Many of the NBCUSA members who opposed Jackson’s life long term supported the election of Gardner C. Taylor as president of the NBCUSA. These men, also know as “Team Taylor,” included Martin Luther King Sr., Martin Luther King Jr., Ralph David Abernathy, and Benjamin E. Mays. Taylor failed to win the 1961 convention election prompting their defection from the NBCUSA.

One of the “defectors,” Rev. L. Venchael Booth, proposed a new convention that would embrace the civil rights movement led by Martin Luther King Jr. and other Baptist ministers. Thirty-three delegates from fourteen states met in Cincinnati, Ohio and formed the Progressive National Baptist Convention. Rev. T.M. Chambers was elected its first president. The PNBC’s cornerstone issues included civil rights, social justice, and progressive thought, all repudiations of the conservative philosophy of NBCUSA president Jackson.

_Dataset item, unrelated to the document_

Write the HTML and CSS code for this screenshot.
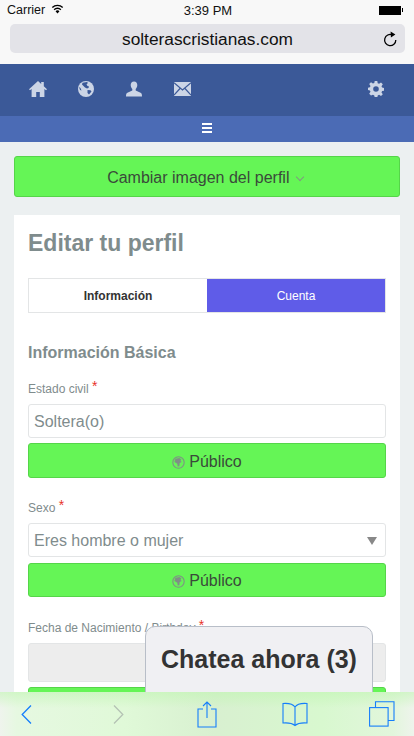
FILE: index.html
```html
<!DOCTYPE html>
<html lang="es">
<head>
<meta charset="utf-8">
<title>Editar tu perfil</title>
<link rel="stylesheet" href="styles.css">
</head>
<body>
<div class="screen">
  <header class="browser">
    <div class="status">
      <div class="status-left"><span>Carrier</span>
        <svg class="wifi" width="13" height="10" viewBox="0 0 14 10"><path d="M7 9.800 4.900 7.400a3 3 0 0 1 4.200 0z" fill="#000"/><path d="M3.400 5.700a5 5 0 0 1 7.200 0M1.400 3.400a8 8 0 0 1 11.200 0" fill="none" stroke="#000" stroke-width="1.500"/></svg>
      </div>
      <div class="status-time">3:39 PM</div>
      <div class="status-right"><span class="battery"></span><span class="battery-tip"></span></div>
    </div>
    <div class="address">
      <span class="url">solterascristianas.com</span>
      <svg class="reload" width="14" height="16" viewBox="0 0 14 16"><path d="M9.400 3.900A5.600 5.600 0 1 0 12.800 9" fill="none" stroke="#000" stroke-width="1.300"/><path d="M7.600.6 12.400 3.600 7.900 6.600z" fill="#000"/></svg>
    </div>
  </header>

  <nav class="navbar">
    <div class="nav-left">
      <svg width="18" height="16" viewBox="0 0 18 16"><path d="M9 0 0 8.200l1 1L2.600 8v8h4.600v-5h3.600v5h4.600V8L17 9.200l1-1L14.800 5.300V1h-2.600v2z" fill="#ccd5e6"/></svg>
      <svg width="16" height="16" viewBox="0 0 16 16"><circle cx="8" cy="8" r="8" fill="#ccd5e6"/><path d="M4.500 1.800 9 1l1 1-1.500 1.200L9.500 5l1.500.5-.5 1.500-1.500.5L7 6.500 5.500 5 4 3.500zM9.500 9l3 .2 1 1.300-2.500 3-1.500-1.500zM1 6l1.500 1 1 2.500L2 9z" fill="#3b5998"/></svg>
      <svg width="16" height="16" viewBox="0 0 17 16"><path d="M8.500 0C6.200 0 5 1.700 5 3.800c0 1.700.8 3.200 1.700 4.200v1.500L1.500 12C.5 12.500 0 13.300 0 16h17c0-2.700-.5-3.500-1.500-4l-5.200-2.500V8C11.200 7 12 5.500 12 3.800 12 1.700 10.800 0 8.500 0z" fill="#ccd5e6"/></svg>
      <svg width="17" height="14" viewBox="0 0 17 14"><rect width="17" height="14" fill="#ccd5e6"/><path d="M0 .8 8.500 8 17 .8M0 13.200 6 6.500M17 13.200 11 6.500" fill="none" stroke="#3b5998" stroke-width="1.200"/></svg>
    </div>
    <svg width="16" height="16" viewBox="0 0 16 16"><path fill-rule="evenodd" d="M6.700 0h2.600l.4 2.200 1.400.6 1.900-1.300 1.800 1.800-1.300 1.900.6 1.400 2.200.4v2.600l-2.200.4-.6 1.400 1.300 1.900-1.800 1.800-1.900-1.300-1.400.6-.4 2.200H6.700l-.4-2.200-1.400-.6L3 14.500l-1.800-1.800 1.300-1.900-.6-1.400L0 9V6.700l1.900-.4.6-1.400L1.200 3 3 1.200l1.900 1.300 1.400-.6zM8 5.200a2.800 2.800 0 1 0 0 5.600 2.800 2.800 0 0 0 0-5.600z" fill="#ccd5e6"/></svg>
  </nav>
  <div class="subnav"><span class="burger"></span></div>

  <main class="content">
    <button class="btn btn-wide">Cambiar imagen del perfil <span class="caret"></span></button>

    <section class="card">
      <h1 class="title">Editar tu perfil</h1>
      <div class="tabs">
        <div class="tab tab-info">Información</div>
        <div class="tab tab-account">Cuenta</div>
      </div>
      <h2 class="section">Información Básica</h2>

      <div class="field field-civil">
        <div class="label">Estado civil <span class="req">*</span></div>
        <div class="input">Soltera(o)</div>
        <button class="btn btn-public"><svg class="globe" width="13" height="13" viewBox="0 0 16 16"><circle cx="8" cy="8" r="7" fill="none" stroke="#7f8f86" stroke-width="1.300"/><path d="M4 3.500 9 2.500l2.500 1.500-1 2 1.500 1.500-2.500 1-.5 4L7 13l-.5-3.500L3 7.500z" fill="#7f8f86"/></svg>Público</button>
      </div>

      <div class="field field-sex">
        <div class="label">Sexo <span class="req">*</span></div>
        <div class="input">Eres hombre o mujer<span class="arrow"></span></div>
        <button class="btn btn-public btn-short"><svg class="globe" width="13" height="13" viewBox="0 0 16 16"><circle cx="8" cy="8" r="7" fill="none" stroke="#7f8f86" stroke-width="1.300"/><path d="M4 3.500 9 2.500l2.500 1.500-1 2 1.500 1.500-2.500 1-.5 4L7 13l-.5-3.500L3 7.500z" fill="#7f8f86"/></svg>Público</button>
      </div>

      <div class="field">
        <div class="label">Fecha de Nacimiento / Birthday <span class="req">*</span></div>
        <div class="input disabled"></div>
        <button class="btn btn-public"></button>
      </div>
    </section>
  </main>

  <div class="chat">Chatea ahora (3)</div>

  <footer class="toolbar">
    <svg class="tool-back" width="11" height="19" viewBox="0 0 11 19"><path d="M10 .5 1.200 9.500l8.800 9" fill="none" stroke="#157efb" stroke-width="1.300"/></svg>
    <svg class="tool-forward" width="11" height="19" viewBox="0 0 11 19"><path d="M1 .5l8.800 9-8.800 9" fill="none" stroke="#b4c2b4" stroke-width="1.300"/></svg>
    <svg class="tool-share" width="20" height="27" viewBox="0 0 20 27"><path d="M6 8H1v18h18V8h-5M10 17V1M6 5l4-4 4 4" fill="none" stroke="#157efb" stroke-width="1.100"/></svg>
    <svg class="tool-book" width="26" height="25" viewBox="0 0 26 25"><path d="M13 5C11 2 8 1 1 1.500v19.500c6-.5 9 0 12 2.500 3-2.500 6-3 12-2.500V1.500C18 1 15 2 13 5zM13 5v18" fill="none" stroke="#157efb" stroke-width="1.100"/></svg>
    <svg class="tool-tabs" width="26" height="26" viewBox="0 0 26 26"><path d="M6.500 6V.8h18.500v18.700H19" fill="none" stroke="#157efb" stroke-width="1.100"/><rect x=".6" y="6.600" width="18.500" height="18.500" fill="none" stroke="#157efb" stroke-width="1.100"/></svg>
  </footer>
</div>
</body>
</html>
```
FILE: styles.css
```css
* { box-sizing: border-box; }
html, body { margin: 0; padding: 0; }
body { font-family: "Liberation Sans", Arial, sans-serif; background: #ecf0f1; }
.screen { position: relative; width: 414px; height: 736px; overflow: hidden; background: #ecf0f1; }

.browser { height: 64px; background: #f8f8f8; padding: 0 9px 0 10px; }
.status { height: 20px; display: flex; align-items: center; justify-content: space-between; position: relative; color: #111; margin: 0 2px 4px -3px; }
.status-left { display: flex; align-items: center; gap: 6px; font-size: 12.500px; }
.wifi { margin-top: -3px; }
.status-time { position: absolute; left: 0; right: -6px; text-align: center; font-size: 13px; }
.status-right { display: flex; align-items: center; }
.battery { width: 22px; height: 9px; background: #000; }
.battery-tip { width: 1px; height: 4px; background: #000; margin-left: 1px; }
.address { height: 29px; background: #e3e3e8; border-radius: 5px; display: flex; align-items: center; justify-content: center; position: relative; }
.url { font-size: 17.300px; color: #111; position: relative; top: 1px; }
.reload { position: absolute; right: 8px; top: 7px; }

.navbar { height: 52px; background: #3b5998; display: flex; align-items: center; justify-content: space-between; padding: 0 30px 2px 14px; }
.nav-left { display: grid; grid-template-columns: repeat(4, 48px); justify-items: center; align-items: center; }
.subnav { height: 26px; background: #4b6bb5; display: flex; align-items: center; justify-content: center; padding-bottom: 2px; }
.burger { width: 10px; height: 10px; border-top: 2px solid #fff; border-bottom: 2px solid #fff; position: relative; }
.burger::after { content: ""; position: absolute; left: 0; right: 0; top: 2px; height: 2px; background: #fff; }

.content { padding: 14px 14px 0; }
.btn { display: block; width: 100%; background: #65f556; border: 1px solid #55d549; border-radius: 3px; color: #3a4a3a; font-family: inherit; text-align: center; padding: 0; }
.btn-wide { height: 41px; font-size: 16px; padding: 2px 4px 0 0; }
.caret { display: inline-block; width: 6px; height: 6px; border-right: 1px solid #809a80; border-bottom: 1px solid #809a80; transform: rotate(45deg); margin: 0 0 3px 3px; }

.card { margin-top: 18px; background: #fff; padding: 14px 14px 0; height: 520px; }
.title { margin: 0; font-size: 23px; line-height: 28px; font-weight: 700; color: #7f8c8d; }
.tabs { display: flex; margin-top: 21px; height: 35px; border: 1px solid #e3e5e6; }
.tab { flex: 1; display: flex; align-items: center; justify-content: center; font-size: 12px; }
.tab-info { color: #333; font-weight: 700; }
.tab-account { background: #5f5ce8; color: #fff; }
.section { margin: 30px 0 0; font-size: 16px; line-height: 19px; font-weight: 700; color: #7f8c8d; }

.field { margin-top: 23px; }
.field-civil { margin-top: 19px; }
.field-sex { margin-top: 22px; }
.label { font-size: 12px; line-height: 16px; color: #7f8c8d; white-space: nowrap; }
.req { color: #e8312a; font-size: 14px; line-height: 10px; position: relative; top: -2px; }
.input { margin-top: 7px; height: 34px; border: 1px solid #e3e5e6; border-radius: 3px; background: #fff; color: #7f8c8d; font-size: 16px; line-height: 33px; padding: 0 5px; position: relative; }
.arrow { position: absolute; right: 8px; top: 13px; width: 0; height: 0; border-left: 5px solid transparent; border-right: 5px solid transparent; border-top: 8px solid #888; }
.disabled { background: #ededed; height: 39px; margin-top: 7px; }
.btn-public { margin-top: 5px; height: 35px; font-size: 16px; display: flex; align-items: center; justify-content: center; gap: 4px; padding-top: 2px; }
.btn-short { margin-top: 6px; height: 34px; padding-top: 1px; }
.globe { margin-top: 2px; }

.chat { position: absolute; left: 145px; top: 626px; width: 228px; height: 80px; background: #f0f0f3; border: 1px solid #b8bec8; border-radius: 10px 10px 0 0; text-align: center; font-size: 25px; font-weight: 700; color: #333; line-height: 64px; }
.toolbar { position: absolute; left: 0; right: 0; bottom: 0; height: 44px; background: linear-gradient(180deg, rgba(190,245,175,.55) 0, rgba(210,248,200,0) 16px), linear-gradient(90deg, #eff4ed 0, #e6f8e1 4%, #e0f9d8 30%, #d8f0d0 52%, #d8f8cf 78%, #e2f6dc 95%, #eef4ec 100%); display: flex; align-items: center; padding-left: 21px; }
.tool-forward { margin-left: 81px; }
.tool-share { margin-left: 73px; }
.tool-book { margin-left: 65px; }
.tool-tabs { margin-left: 61px; }
```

During its first annual meeting in Philadelphia, Pennsylvania in 1962, the PNBC adopted the motto “Unity, Service, Fellowship, and Peace.” This motto summed up the stated values of the PNBC, which focused on cooperative social teachings that encouraged whites and blacks to work together to solve racial issues. Later in the decade the PNBC supported the black power movement and was one of the first black organizations to publicly oppose the Vietnam War. It is also one of the few Baptist conventions that ordained women as ministers.

The PNBC is different from other African American Baptist Conventions in that its founding principles included limited tenure in office, a unified budget where member churches must donate 1% of their operating budget to the PNBC as a membership fee, and its dedication to the support of African American educational institutions. Today the PNBC consists of 2.5 million members, including 1.5 million in the United States and one million in Africa, Asia, Europe, Latin America, and the Caribbean.